A native of Columbia and graduate of South Carolina State University's short-lived law school, Judge Perry is associated with some seminal chapters in the book of civil rights.
He represented Burke High School graduate Harvey Gantt, who became the first black student to attend Clemson University.
He represented Gloria Blackwell and her daughter Lurma Rackley in a prominent case of racial discrimination during the Orangeburg Freedom Movement. And he represented students in sit-ins protesting segregation in Charleston. His work as a lawyer helped open the Statehouse to blacks and led to single-member House districts.
He made an unsuccessful run for the U.S. House of Representatives in 1974 as a Democrat against Republican incumbent Floyd Spence.
In 1976, President Gerald Ford appointed Matthew Perry to the U.S. Military Court of Appeals (now the U.S. Court of Appeals for the Armed Forces) in Washington, D.C. Then in 1979, President Jimmy Carter nominated him to be the first black federal judge in South Carolina.
As a lawyer, he is remembered for his courage and selfless commitment to the cause of civil rights. As a judge, he is remembered as being wise, kind and even-tempered.
And as a person, he is remembered with reverence and respect by people on both sides of the racial divide that he worked to eliminate.
The Rev. Joseph Darby, pastor of Morris Brown AME Church and first vice president of the Charleston Branch NAACP, said of Judge Perry, who died Friday in Columbia, "He very quietly and carefully changed not only South Carolina but America.
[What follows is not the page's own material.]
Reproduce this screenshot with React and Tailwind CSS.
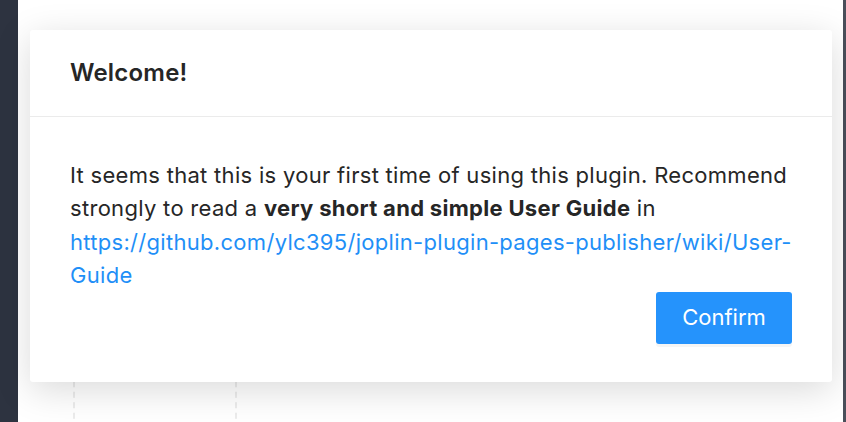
import React from 'react';

export default function App() {
  return (
    <div
      className="flex h-[422px] w-[846px] overflow-hidden bg-white text-[#262626]"
      style={{ fontFamily: 'Inter, "Noto Sans", sans-serif' }}
    >
      <div className="w-[18px] shrink-0 bg-[#2d3340]" />
      <div className="relative flex-1 bg-white">
        {/* page behind the dialog */}
        <div className="absolute left-[55px] top-[360px] h-[80px] w-[164px] border-x-2 border-dashed border-[#ececec]" />

        <div className="relative ml-[12px] mt-[30px] w-[802px] rounded-[3px] bg-white shadow-[0_8px_36px_rgba(0,0,0,0.15)]">
          <div className="flex h-[87px] items-center border-b border-[#ebebeb] px-10">
            <h2 className="text-[24px] font-semibold tracking-[0.2px] text-[#262626]">Welcome!</h2>
          </div>
          <div className="px-10 pb-[38px] pt-[42px]">
            <p className="text-[22px] leading-[33.4px] tracking-[0.3px] text-[#262626]">
              It seems that this is your first time of using this plugin. Recommend strongly to read a{' '}
              <b className="font-bold">very short and simple User Guide</b> in{' '}
              <a href="#" className="text-[#1f8ff7]">
                https://github.com/ylc395/joplin-plugin-pages-publisher/wiki/User-Guide
              </a>
            </p>
            <div className="-mt-[1px] flex justify-end">
              <button
                type="button"
                className="h-[52px] w-[136px] rounded-[3px] bg-[#2593fc] text-[22px] text-white shadow-[0_3px_0_rgba(0,0,0,0.04)]"
              >
                Confirm
              </button>
            </div>
          </div>
        </div>
      </div>
      <div className="w-[3px] shrink-0 bg-[#4a4f5a]" />
    </div>
  );
}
He was a class act."
And Judge Richard E. Fields, Judge Perry's contemporary and a fellow barrier breaker (Judge Fields was the first black municipal judge in the Southeast as well as a judge on the Family Court and Circuit Court) said Matthew Perry, with grace, humility and respect, opened doors that had not been opened before.
In 2004, the new federal courthouse in Columbia was named for him, a reminder for all who enter of the virtues of courage, kindness and wisdom in the pursuit of what is good.